“Devlet, Saadet öğretmeni koruyamadı”!.. Tacizler yüzünden İstanbul’dan Ardahan’a kaçan genç kadını psikopat katili orada da yakaladı ve satırla doğradı.
Kaç kere şikayet etmişti adamı... Adı belli, sanı belli, niyeti belliydi.
Ama yetmedi Devlet’in gücü Saadet’i korumaya.
Saadet ne popülerdi, ne torpilli.
Futbol öyle mi?
Peki, Devlet’in gücü futbolu korumaya yetti mi?..Psikopatların elinden alabildi mi futbolu, hakemi?
Hayır.
Gördünüz her şeyi...
Diyarbakır’da “zorla” sahayı kapattıran “terörün futbol sorumluları”, İstanbul Atatürk Stadı’nı bastı. Yakalasalar kim bilir neler yapacaklardı hakeme, Belediyesporlu futbolculara.
Rivayete göre 1000 polis vardı o maçta. Sahaya girenler, bilemediniz yüz kişiydi. Kalkanlı, coplu polis timleri, kurbanını Diyarbakır’dan İstanbul’a kadar kovalayan futbol psikopatları sahayı fethederken reklam panolarının arkasında cılız itiş-kakışlarla yetindi.
Bakın fotoğraflara; mütecavizler sahayı arşınlıyor, ne önünde, ne arkasında, ne de yanlarında bir tek polis kovalıyor. İki tane sarı gömlekli güvenlik. Birer futbol manyağını tatlı dille ikna etmeye çalışıyor!
“Medeni” ülkelerde ne oluyor?.. Sahaya ayağını basanın ayağı yerden kesiliyor. Özel güvenlik yeterse onunla, yetmezse üç polis tarafından çökertiliyor, kolu bükülüp çimene gömülüyor. Ardından bohçalanıp dışarı.
Bizimkiler, sahayı hallaç pamuğuna çevirdikten sonra şeref tribünü önünde yılbaşı hindisi gibi kabara kabara gezinip tadını çıkarıyor zaferinin. Dışarıda polise taş ata ata gidiyor. Üstelik sokak arası da değil, Olimpiyat Stadı’nın-Atatürk demeye utanıyorum- dümdüz çevresinde.
Bir tanesi doğru dürüst sorgulandı mı bu saldırganların?
Alınıp, “örgüt bağlantısı” var mı, yok mu araştırıldı mı?
Oysa bizim yıllardır yazdığımız, kanaat önderlerimizin yavaş yavaş kavradığı gibi yapılanların futbol taraftarlığı, fanatiklik ve Diyarbakırspor taraftarlığı ile alakası olmadığı kanaati yaygındı.
En ufak şüphede generali gözaltına alan Devlet, terör örgütüyle ilişkisinden şüphelenilen olmasa bile- futbol terörü yaratan, ölümüne saldıran psikopatların aheste adımlarla karşı tribündeki yerlerine geçmesini izledi.

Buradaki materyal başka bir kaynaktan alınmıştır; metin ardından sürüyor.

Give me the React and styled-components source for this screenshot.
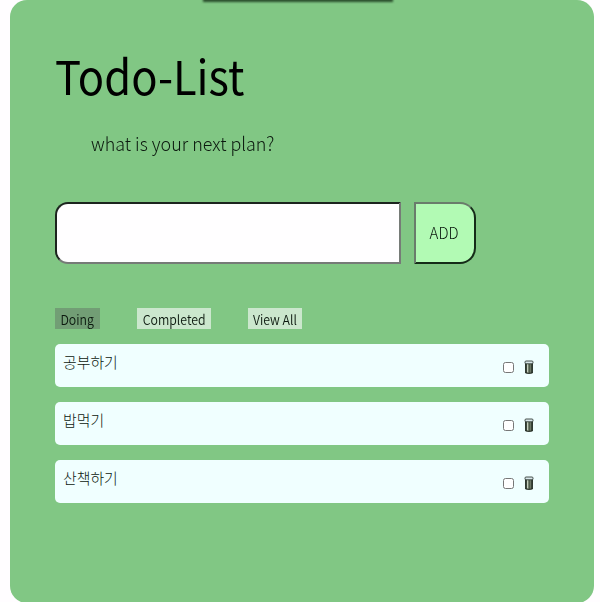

Bir kenara koyun meselenin sosyal/sportif/hassas boyutlarını. Ortada suç var, suçlu var, polis var!.. Polis, eli ayağı titreyen sıradan vatandaşın ehliyet ruhsatını kontrol etmek için mi var?
Ülkedeki akıl karışıklığını ve bazı aptal tribünlerin Diyarbakırspor’u “örgüt” adıyla özdeşleştirmesini mis gibi kullanıyorlar. Futbol mükemmel bir enstrüman oldu bölücü örgüte. İnsanları birbirine düşman etmenin en risksiz, en dikkat çekici yolu... Cezası yok. Etkisi çok.
Al sana teröre karşı futbol politikası.
Neyse, kanaat önderlerimiz olayların “farklı” boyutları olduğunu artık öğrendi. Bundan sonrası; futbol gibi seyirlik ve katı rekabet içeren aktivitelerin genç insanları terörden alıkoyamayacağını, tam tersine düşmanlığı körükleyeceğini ve illaki “teröre karşı spor” deniyorsa atletizm gibi, kayak gibi kitlelere dönük aktif sporların gündeme getirilmesini anlamaları.
Futbol ancak nahif ve amatörlük boyutunda dostluk içermektedir günümüzde. Biraz yükselince, işin içine para, entrika, kumar, acımasızlık, ölümüne rekabet hatta terör örgütü bile girmektedir. Devlet, işin içinde futbol varsa ne yapacağını bilememektedir.
Saadet öğretmen gitti, futbolu kurtarın bari.